** start Source excerpt **

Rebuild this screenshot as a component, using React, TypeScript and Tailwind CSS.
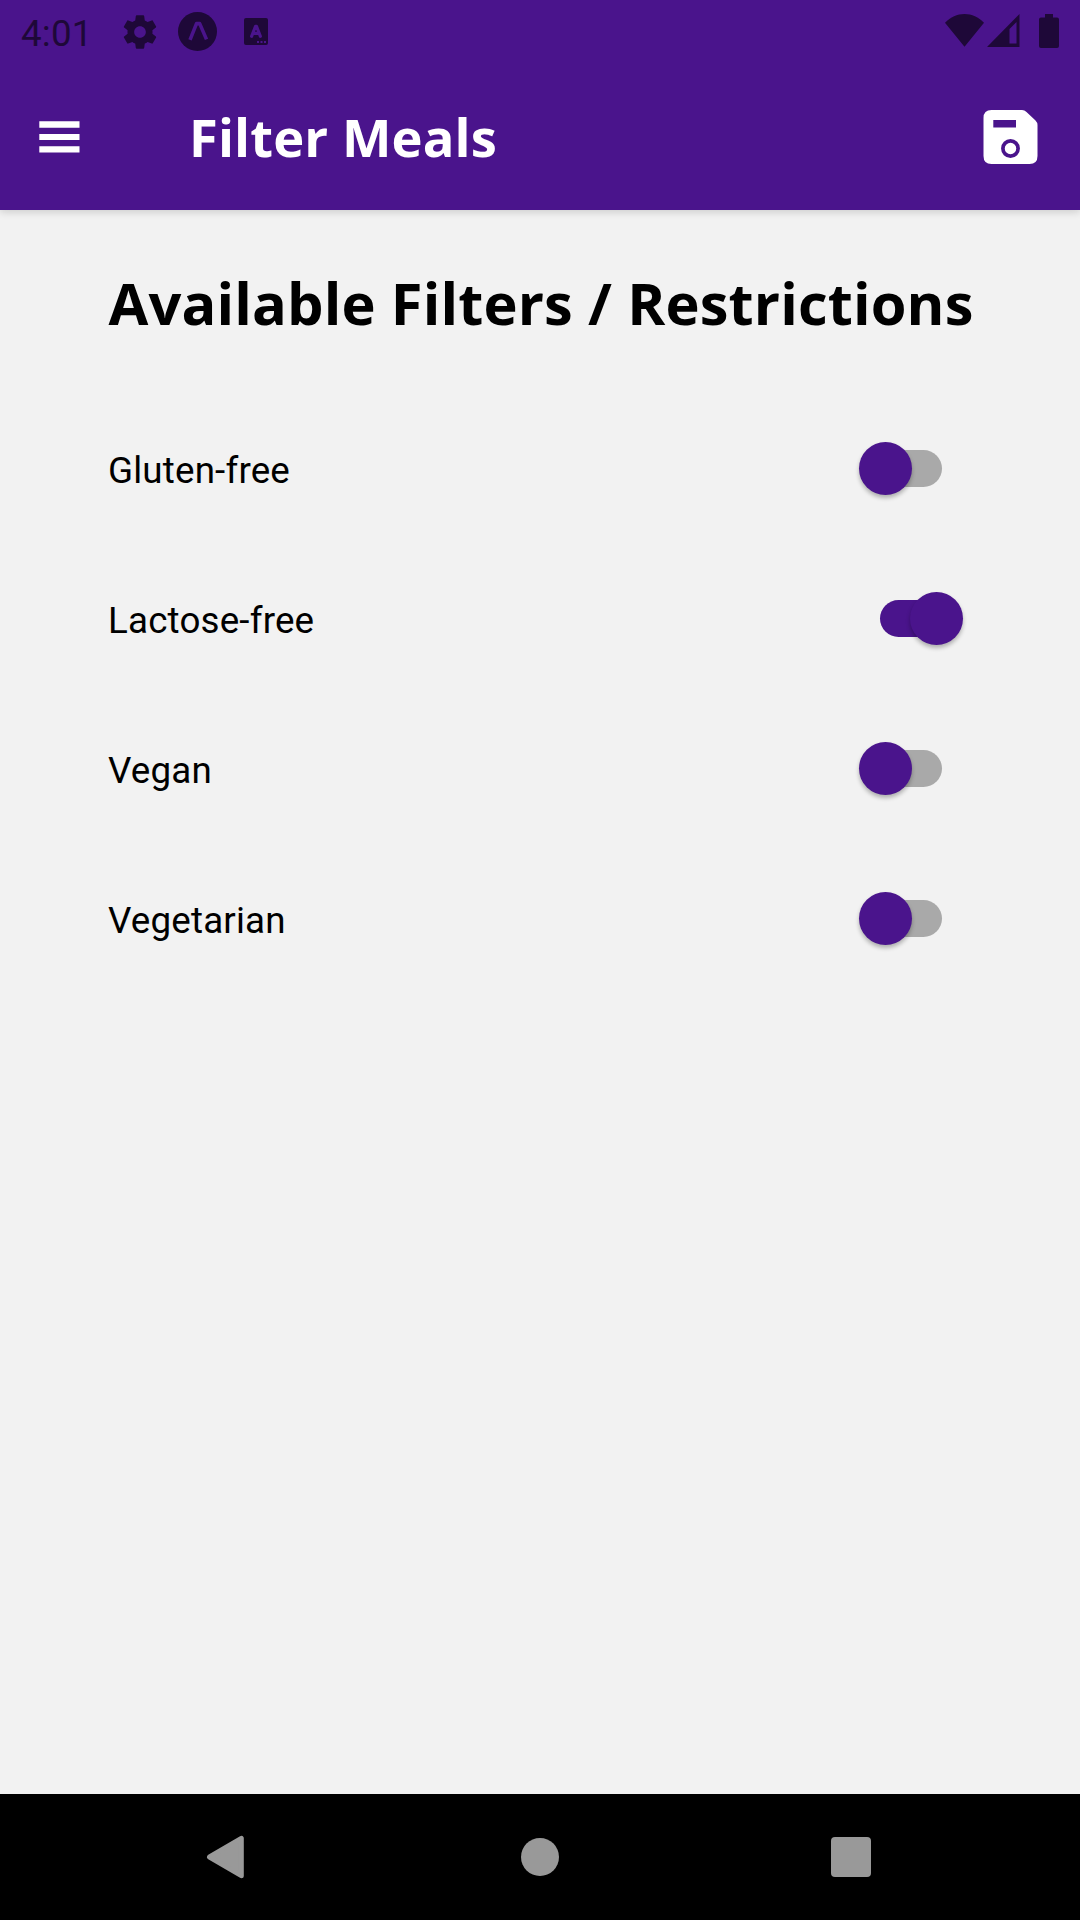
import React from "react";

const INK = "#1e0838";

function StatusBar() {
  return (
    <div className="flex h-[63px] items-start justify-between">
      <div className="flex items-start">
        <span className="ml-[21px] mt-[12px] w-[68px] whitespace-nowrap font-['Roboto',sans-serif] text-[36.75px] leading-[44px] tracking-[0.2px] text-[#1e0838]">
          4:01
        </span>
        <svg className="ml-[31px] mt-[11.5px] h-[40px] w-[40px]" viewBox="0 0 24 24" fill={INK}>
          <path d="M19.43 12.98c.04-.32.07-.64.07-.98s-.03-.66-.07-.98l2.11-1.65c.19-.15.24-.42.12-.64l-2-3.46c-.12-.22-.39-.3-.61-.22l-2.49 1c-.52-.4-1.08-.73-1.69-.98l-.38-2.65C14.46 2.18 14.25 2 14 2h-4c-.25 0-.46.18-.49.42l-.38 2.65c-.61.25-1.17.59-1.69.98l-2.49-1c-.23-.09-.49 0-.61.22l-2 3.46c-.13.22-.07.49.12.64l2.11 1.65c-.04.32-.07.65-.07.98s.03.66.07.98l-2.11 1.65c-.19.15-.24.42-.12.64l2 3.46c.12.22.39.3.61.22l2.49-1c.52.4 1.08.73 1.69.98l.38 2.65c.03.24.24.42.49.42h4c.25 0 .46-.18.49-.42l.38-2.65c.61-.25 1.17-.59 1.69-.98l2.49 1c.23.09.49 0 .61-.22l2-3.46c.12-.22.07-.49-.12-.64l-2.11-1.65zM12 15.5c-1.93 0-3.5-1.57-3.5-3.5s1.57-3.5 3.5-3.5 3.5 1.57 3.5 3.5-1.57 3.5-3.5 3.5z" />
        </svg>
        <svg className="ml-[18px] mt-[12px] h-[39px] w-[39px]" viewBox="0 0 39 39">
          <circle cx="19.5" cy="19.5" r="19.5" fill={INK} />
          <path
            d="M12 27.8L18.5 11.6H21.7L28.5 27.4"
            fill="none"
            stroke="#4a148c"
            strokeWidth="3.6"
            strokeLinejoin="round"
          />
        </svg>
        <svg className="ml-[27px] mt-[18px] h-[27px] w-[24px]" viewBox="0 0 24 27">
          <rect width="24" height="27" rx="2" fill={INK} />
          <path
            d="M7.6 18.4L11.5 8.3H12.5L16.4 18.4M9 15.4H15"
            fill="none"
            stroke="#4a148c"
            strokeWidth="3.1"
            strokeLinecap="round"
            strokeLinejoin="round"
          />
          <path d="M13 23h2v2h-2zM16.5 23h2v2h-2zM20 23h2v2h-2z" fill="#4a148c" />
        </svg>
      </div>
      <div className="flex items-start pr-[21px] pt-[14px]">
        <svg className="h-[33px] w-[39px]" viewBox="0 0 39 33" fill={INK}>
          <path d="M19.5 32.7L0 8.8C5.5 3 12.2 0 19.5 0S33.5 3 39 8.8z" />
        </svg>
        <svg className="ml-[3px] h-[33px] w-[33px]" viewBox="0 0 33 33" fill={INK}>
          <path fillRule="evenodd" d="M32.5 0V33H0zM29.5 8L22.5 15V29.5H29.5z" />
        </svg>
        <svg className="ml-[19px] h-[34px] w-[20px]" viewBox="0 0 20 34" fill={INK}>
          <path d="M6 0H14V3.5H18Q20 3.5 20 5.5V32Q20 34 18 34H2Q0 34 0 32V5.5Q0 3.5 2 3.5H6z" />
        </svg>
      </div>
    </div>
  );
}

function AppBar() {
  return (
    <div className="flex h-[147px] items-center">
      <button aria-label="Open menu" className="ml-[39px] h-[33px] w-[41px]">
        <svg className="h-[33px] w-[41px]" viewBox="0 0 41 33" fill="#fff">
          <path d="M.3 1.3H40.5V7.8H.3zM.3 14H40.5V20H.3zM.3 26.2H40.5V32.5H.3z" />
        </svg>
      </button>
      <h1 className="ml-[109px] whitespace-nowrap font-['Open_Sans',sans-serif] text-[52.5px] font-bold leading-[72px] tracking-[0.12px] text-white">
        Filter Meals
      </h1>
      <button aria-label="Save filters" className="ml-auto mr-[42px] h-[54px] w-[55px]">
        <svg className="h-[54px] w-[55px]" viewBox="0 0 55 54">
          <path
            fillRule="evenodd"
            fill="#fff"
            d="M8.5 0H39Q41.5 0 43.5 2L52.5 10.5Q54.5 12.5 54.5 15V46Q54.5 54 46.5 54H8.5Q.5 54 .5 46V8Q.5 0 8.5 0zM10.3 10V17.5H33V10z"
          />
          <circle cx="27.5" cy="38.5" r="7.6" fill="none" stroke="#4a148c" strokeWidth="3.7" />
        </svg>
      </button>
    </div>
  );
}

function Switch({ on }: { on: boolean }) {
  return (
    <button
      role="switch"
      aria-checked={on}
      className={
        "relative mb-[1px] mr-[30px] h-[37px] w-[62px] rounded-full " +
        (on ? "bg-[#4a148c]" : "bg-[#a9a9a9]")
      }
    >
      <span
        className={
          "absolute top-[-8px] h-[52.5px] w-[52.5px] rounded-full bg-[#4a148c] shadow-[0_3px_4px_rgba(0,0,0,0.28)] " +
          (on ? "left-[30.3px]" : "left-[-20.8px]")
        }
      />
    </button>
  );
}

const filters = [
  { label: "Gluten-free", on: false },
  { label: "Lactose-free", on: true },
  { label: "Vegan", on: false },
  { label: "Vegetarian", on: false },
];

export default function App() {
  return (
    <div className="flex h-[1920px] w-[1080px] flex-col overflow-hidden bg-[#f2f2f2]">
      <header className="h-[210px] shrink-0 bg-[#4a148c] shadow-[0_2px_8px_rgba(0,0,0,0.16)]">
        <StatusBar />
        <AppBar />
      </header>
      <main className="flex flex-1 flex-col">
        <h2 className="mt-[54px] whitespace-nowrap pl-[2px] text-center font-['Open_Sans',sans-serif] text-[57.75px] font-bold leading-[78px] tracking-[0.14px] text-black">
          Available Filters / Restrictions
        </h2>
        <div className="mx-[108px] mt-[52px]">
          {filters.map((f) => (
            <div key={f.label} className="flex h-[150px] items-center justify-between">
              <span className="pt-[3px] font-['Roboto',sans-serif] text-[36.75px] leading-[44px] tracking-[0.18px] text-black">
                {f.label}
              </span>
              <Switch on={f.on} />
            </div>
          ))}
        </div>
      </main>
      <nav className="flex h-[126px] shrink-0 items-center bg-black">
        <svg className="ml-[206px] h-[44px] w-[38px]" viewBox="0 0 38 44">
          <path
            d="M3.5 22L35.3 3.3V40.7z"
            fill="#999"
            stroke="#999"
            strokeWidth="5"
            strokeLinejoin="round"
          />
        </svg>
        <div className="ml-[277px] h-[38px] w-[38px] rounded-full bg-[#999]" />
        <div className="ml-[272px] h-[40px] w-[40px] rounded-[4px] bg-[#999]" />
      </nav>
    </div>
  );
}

** end Source excerpt **

*To be done*.
Copy the listing over exactly, skipping the pictures it holds.

*Written response*.
Rebuild this screenshot as a component, using React, TypeScript and Tailwind CSS.
import React from "react";

const INK = "#1e0838";

function StatusBar() {
  return (
    <div className="flex h-[63px] items-start justify-between">
      <div className="flex items-start">
        <span className="ml-[21px] mt-[12px] w-[68px] whitespace-nowrap font-['Roboto',sans-serif] text-[36.75px] leading-[44px] tracking-[0.2px] text-[#1e0838]">
          4:01
        </span>
        <svg className="ml-[31px] mt-[11.5px] h-[40px] w-[40px]" viewBox="0 0 24 24" fill={INK}>
          <path d="M19.43 12.98c.04-.32.07-.64.07-.98s-.03-.66-.07-.98l2.11-1.65c.19-.15.24-.42.12-.64l-2-3.46c-.12-.22-.39-.3-.61-.22l-2.49 1c-.52-.4-1.08-.73-1.69-.98l-.38-2.65C14.46 2.18 14.25 2 14 2h-4c-.25 0-.46.18-.49.42l-.38 2.65c-.61.25-1.17.59-1.69.98l-2.49-1c-.23-.09-.49 0-.61.22l-2 3.46c-.13.22-.07.49.12.64l2.11 1.65c-.04.32-.07.65-.07.98s.03.66.07.98l-2.11 1.65c-.19.15-.24.42-.12.64l2 3.46c.12.22.39.3.61.22l2.49-1c.52.4 1.08.73 1.69.98l.38 2.65c.03.24.24.42.49.42h4c.25 0 .46-.18.49-.42l.38-2.65c.61-.25 1.17-.59 1.69-.98l2.49 1c.23.09.49 0 .61-.22l2-3.46c.12-.22.07-.49-.12-.64l-2.11-1.65zM12 15.5c-1.93 0-3.5-1.57-3.5-3.5s1.57-3.5 3.5-3.5 3.5 1.57 3.5 3.5-1.57 3.5-3.5 3.5z" />
        </svg>
        <svg className="ml-[18px] mt-[12px] h-[39px] w-[39px]" viewBox="0 0 39 39">
          <circle cx="19.5" cy="19.5" r="19.5" fill={INK} />
          <path
            d="M12 27.8L18.5 11.6H21.7L28.5 27.4"
            fill="none"
            stroke="#4a148c"
            strokeWidth="3.6"
            strokeLinejoin="round"
          />
        </svg>
        <svg className="ml-[27px] mt-[18px] h-[27px] w-[24px]" viewBox="0 0 24 27">
          <rect width="24" height="27" rx="2" fill={INK} />
          <path
            d="M7.6 18.4L11.5 8.3H12.5L16.4 18.4M9 15.4H15"
            fill="none"
            stroke="#4a148c"
            strokeWidth="3.1"
            strokeLinecap="round"
            strokeLinejoin="round"
          />
          <path d="M13 23h2v2h-2zM16.5 23h2v2h-2zM20 23h2v2h-2z" fill="#4a148c" />
        </svg>
      </div>
      <div className="flex items-start pr-[21px] pt-[14px]">
        <svg className="h-[33px] w-[39px]" viewBox="0 0 39 33" fill={INK}>
          <path d="M19.5 32.7L0 8.8C5.5 3 12.2 0 19.5 0S33.5 3 39 8.8z" />
        </svg>
        <svg className="ml-[3px] h-[33px] w-[33px]" viewBox="0 0 33 33" fill={INK}>
          <path fillRule="evenodd" d="M32.5 0V33H0zM29.5 8L22.5 15V29.5H29.5z" />
        </svg>
        <svg className="ml-[19px] h-[34px] w-[20px]" viewBox="0 0 20 34" fill={INK}>
          <path d="M6 0H14V3.5H18Q20 3.5 20 5.5V32Q20 34 18 34H2Q0 34 0 32V5.5Q0 3.5 2 3.5H6z" />
        </svg>
      </div>
    </div>
  );
}

function AppBar() {
  return (
    <div className="flex h-[147px] items-center">
      <button aria-label="Open menu" className="ml-[39px] h-[33px] w-[41px]">
        <svg className="h-[33px] w-[41px]" viewBox="0 0 41 33" fill="#fff">
          <path d="M.3 1.3H40.5V7.8H.3zM.3 14H40.5V20H.3zM.3 26.2H40.5V32.5H.3z" />
        </svg>
      </button>
      <h1 className="ml-[109px] whitespace-nowrap font-['Open_Sans',sans-serif] text-[52.5px] font-bold leading-[72px] tracking-[0.12px] text-white">
        Filter Meals
      </h1>
      <button aria-label="Save filters" className="ml-auto mr-[42px] h-[54px] w-[55px]">
        <svg className="h-[54px] w-[55px]" viewBox="0 0 55 54">
          <path
            fillRule="evenodd"
            fill="#fff"
            d="M8.5 0H39Q41.5 0 43.5 2L52.5 10.5Q54.5 12.5 54.5 15V46Q54.5 54 46.5 54H8.5Q.5 54 .5 46V8Q.5 0 8.5 0zM10.3 10V17.5H33V10z"
          />
          <circle cx="27.5" cy="38.5" r="7.6" fill="none" stroke="#4a148c" strokeWidth="3.7" />
        </svg>
      </button>
    </div>
  );
}

function Switch({ on }: { on: boolean }) {
  return (
    <button
      role="switch"
      aria-checked={on}
      className={
        "relative mb-[1px] mr-[30px] h-[37px] w-[62px] rounded-full " +
        (on ? "bg-[#4a148c]" : "bg-[#a9a9a9]")
      }
    >
      <span
        className={
          "absolute top-[-8px] h-[52.5px] w-[52.5px] rounded-full bg-[#4a148c] shadow-[0_3px_4px_rgba(0,0,0,0.28)] " +
          (on ? "left-[30.3px]" : "left-[-20.8px]")
        }
      />
    </button>
  );
}

const filters = [
  { label: "Gluten-free", on: false },
  { label: "Lactose-free", on: true },
  { label: "Vegan", on: false },
  { label: "Vegetarian", on: false },
];

export default function App() {
  return (
    <div className="flex h-[1920px] w-[1080px] flex-col overflow-hidden bg-[#f2f2f2]">
      <header className="h-[210px] shrink-0 bg-[#4a148c] shadow-[0_2px_8px_rgba(0,0,0,0.16)]">
        <StatusBar />
        <AppBar />
      </header>
      <main className="flex flex-1 flex-col">
        <h2 className="mt-[54px] whitespace-nowrap pl-[2px] text-center font-['Open_Sans',sans-serif] text-[57.75px] font-bold leading-[78px] tracking-[0.14px] text-black">
          Available Filters / Restrictions
        </h2>
        <div className="mx-[108px] mt-[52px]">
          {filters.map((f) => (
            <div key={f.label} className="flex h-[150px] items-center justify-between">
              <span className="pt-[3px] font-['Roboto',sans-serif] text-[36.75px] leading-[44px] tracking-[0.18px] text-black">
                {f.label}
              </span>
              <Switch on={f.on} />
            </div>
          ))}
        </div>
      </main>
      <nav className="flex h-[126px] shrink-0 items-center bg-black">
        <svg className="ml-[206px] h-[44px] w-[38px]" viewBox="0 0 38 44">
          <path
            d="M3.5 22L35.3 3.3V40.7z"
            fill="#999"
            stroke="#999"
            strokeWidth="5"
            strokeLinejoin="round"
          />
        </svg>
        <div className="ml-[277px] h-[38px] w-[38px] rounded-full bg-[#999]" />
        <div className="ml-[272px] h-[40px] w-[40px] rounded-[4px] bg-[#999]" />
      </nav>
    </div>
  );
}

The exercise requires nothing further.